Mecz rozpoczął się chaotycznie, lecz już w 4. minucie pojedynku Oscar znalazł się w polu karnym gości i oddał strzał, który został jednak w fantastyczny sposób sparowany przez Bena Fostera. Tymczasem dwie minuty później z bezpośredniego rzutu wolnego piekielnie mocny strzał na bramkę Cecha oddał Reid, ale futbolówka leciała w sam środek bramki, dlatego golkiper Chelsea bez większych problemów wybronił uderzenie gracza West Bromu. W 27. minucie meczu z rzutu wolnego strzelał David Luiz, lecz i tym razem lepszy okazał się Foster, który wybił piłkę na korner. Piłkarze „The Blues” z minuty na minutę grali coraz lepiej i w końcu udało im się zdobyć pierwszą bramkę. Podopieczni Rafy Benitez krótko rozegrali rzut rożny i po dobrym dośrodkowaniu w pole karne „The Baggies” gola bez problemów strzelił Demba Ba, który z najbliższej odległości pokonał golkipera gości. Warto dodać, że jest to 15. ligowe trafienie Senegalczyka (13 z nich zaliczył jeszcze jako zawodnik Newcastle). Klubowi mistrzowie Europy grali jak z nut i już dziesięć minut później bramkę na 2:0 mogli zdobyć najpierw Oscar, a później Azpilicueta, jednak defensorzy West Bromu w 100 procentach wykonali swoją prace.
Przez ostatnie minuty pierwszej części pojedynku piłkarze Steve’a Clarke’a zaczęli w końcu rozgrywać piłkę w środkowej strefie boiska. Niestety wszystkie ich dośrodkowania bądź prostopadłe podania przecinane były przez dobrze dysponowaną linię obronną Chelsea, na której czele stali tym razem David Luiz oraz Branislav Ivanović. Sędzia główny, Kevin Friend, do regulaminowego czasu gry doliczył zaledwie jedną minutę. Zawodnicy „The Blues” z wielkim wyczuciem i doświadczeniem kontrolowali ostatnie sekundy, dlatego po pierwszych 45 minutach gry Chelsea prowadziła z West Bromem 1:0.

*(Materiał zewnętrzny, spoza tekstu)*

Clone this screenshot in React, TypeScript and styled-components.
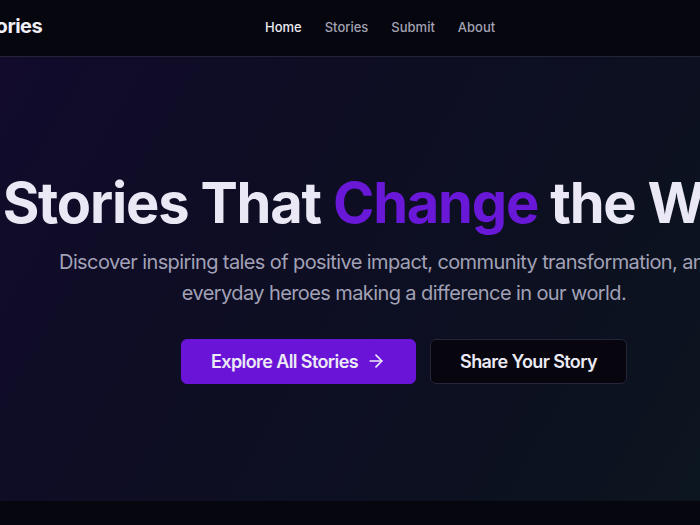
import * as React from 'react'
import styled, { createGlobalStyle } from 'styled-components'
import { ArrowRight, Sparkles } from 'lucide-react'

const GlobalStyle = createGlobalStyle`
  html, body {
    margin: 0;
    padding: 0;
    background: #06060f;
    overflow: hidden;
  }
  body {
    font-family: 'Inter', 'Noto Sans', sans-serif;
    -webkit-font-smoothing: antialiased;
  }
  * {
    box-sizing: border-box;
  }
`

// the shot is a wide page seen through a narrow window, scrolled a bit to the right
const Page = styled.div`
  width: 1100px;
  margin-left: -146px;
  min-height: 525px;
  background: #06060f;
`

const NavBar = styled.header`
  height: 57px;
  background: #06060f;
  border-bottom: 1px solid #23233a;
`

const NavInner = styled.nav`
  height: 56px;
  padding: 0 32px 4px;
  display: flex;
  align-items: center;
  justify-content: space-between;
`

const Logo = styled.a`
  display: flex;
  align-items: center;
  gap: 8px;
  color: #f1f0f7;
  font-size: 20px;
  font-weight: 700;
  letter-spacing: -0.5px;
  text-decoration: none;
`

const LogoMark = styled.span`
  width: 28px;
  height: 28px;
  border-radius: 6px;
  background: #6d16d9;
  display: flex;
  align-items: center;
  justify-content: center;
  color: #fff;
`

const NavLinks = styled.ul`
  display: flex;
  gap: 23px;
  margin: 0;
  padding: 0;
  list-style: none;
`

const NavLink = styled.a<{ active?: boolean }>`
  font-size: 13px;
  font-weight: 500;
  color: ${(props) => (props.active ? '#ecebf5' : '#a3a3b3')};
  text-decoration: none;
`

const NavActions = styled.div`
  width: 204px;
  display: flex;
  justify-content: flex-end;
`

const SignIn = styled.a`
  font-size: 13px;
  font-weight: 500;
  color: #ecebf5;
`

const Hero = styled.section`
  height: 444px;
  display: flex;
  flex-direction: column;
  align-items: center;
  justify-content: center;
  text-align: center;
  background: linear-gradient(120deg, #140a30 0%, #0e0d24 35%, #0c1120 65%, #0c1b1f 100%);
`

const Title = styled.h1`
  margin: 0;
  font-size: 56px;
  line-height: 56px;
  font-weight: 700;
  letter-spacing: -1.2px;
  color: #e9e8f4;
  white-space: nowrap;
`

const Accent = styled.span`
  color: #6a18d8;
`

const Lead = styled.p`
  margin: 16px 0 0;
  max-width: 704px;
  font-size: 20px;
  line-height: 31px;
  letter-spacing: -0.6px;
  color: #a2a1b6;
`

const Actions = styled.div`
  margin-top: 30px;
  display: flex;
  gap: 14px;
`

const Button = styled.a<{ primary?: boolean }>`
  height: 45px;
  padding: 0 29px;
  display: flex;
  align-items: center;
  gap: 8px;
  border-radius: 6px;
  font-size: 18px;
  font-weight: 600;
  letter-spacing: -0.6px;
  color: #ecebf5;
  text-decoration: none;
  background: ${(props) => (props.primary ? '#6a14d7' : '#07060f')};
  border: 1px solid ${(props) => (props.primary ? '#6a14d7' : '#26253a')};
`

export default function App() {
  return (
    <Page>
      <GlobalStyle />
      <NavBar>
        <NavInner>
          <Logo href="#">
            <LogoMark>
              <Sparkles size={16} />
            </LogoMark>
            Good Stories
          </Logo>
          <NavLinks>
            <li><NavLink active href="#">Home</NavLink></li>
            <li><NavLink href="#">Stories</NavLink></li>
            <li><NavLink href="#">Submit</NavLink></li>
            <li><NavLink href="#">About</NavLink></li>
          </NavLinks>
          <NavActions>
            <SignIn href="#">Sign in</SignIn>
          </NavActions>
        </NavInner>
      </NavBar>
      <Hero>
        <Title>
          Stories That <Accent>Change</Accent> the World
        </Title>
        <Lead>
          Discover inspiring tales of positive impact, community transformation, and the
          everyday heroes making a difference in our world.
        </Lead>
        <Actions>
          <Button primary href="#">
            Explore All Stories
            <ArrowRight size={20} strokeWidth={2} />
          </Button>
          <Button href="#">Share Your Story</Button>
        </Actions>
      </Hero>
    </Page>
  )
}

Gospodarze od samego początku ruszyli do ataku. W 50. minucie spotkania gola zdobył Frank Lampard, jednak chwilę wcześniej sędzia liniowy sygnalizował pozycję spaloną, dlatego Kevin Friend nie mógł uznał gola kapitana „The Blues”. Kolejna akcja Chelsea powinna zakończyć się dla niej drugim trafieniem, ale Ben Foster w fenomenalny wręcz sposób obronił uderzenie Demby Ba. Do pierwszych kontrowersji doszło dziesięć minut później, ponieważ w polu karnym „The Baggies” faulowany był Eden Hazard, lecz tym razem arbiter główny nie zdecydował się na podyktowanie rzutu karnego. W międzyczasie kibice na Stamford Bridge wyśpiewali głośno: „Jose Mourinho!” – przyczyną przyśpiewek jest oczywiście niechęć do obecnego menedżera zespołu, Rafaela Beniteza. Od 70. minuty pojedynku inicjatywę przejęła drużyna Steve’a Clarke’a. Goście zaczęli dominować w środku oraz na skrzydłach, gdzie do akcji ofensywnych dobrze włączali się boczni obrońcy. Gra Chelsea wyglądała na składną, jednak po raz enty szwankowała skuteczność pod bramką rywala.
Swoją szansę na zdobycie drugiej w tym meczu bramki miał Oscar, który oddał celny strzał z powietrza. Niestety uderzenie Brazylijczyka leciało w środek bramki, więc Ben Foster bez większych kłopotów wyłapał ów strzał. Goście z West Bromu nie chcieli jednak odpuścić. W 82. minucie pojedynku szczęścia z rzutu wolnego szukał Peter Odemwingie, lecz i tym razem kibice gości musieli obejść się smakiem. „The Baggies” starali się jeszcze doprowadzić do remisu, jednak zabrakło cennego czasu. Mecz zakończył się wynikiem 1:0 i Chelsea – przynajmniej do jutra do godziny 16:25 – wskakuje na trzecie miejsce w ligowej tabeli.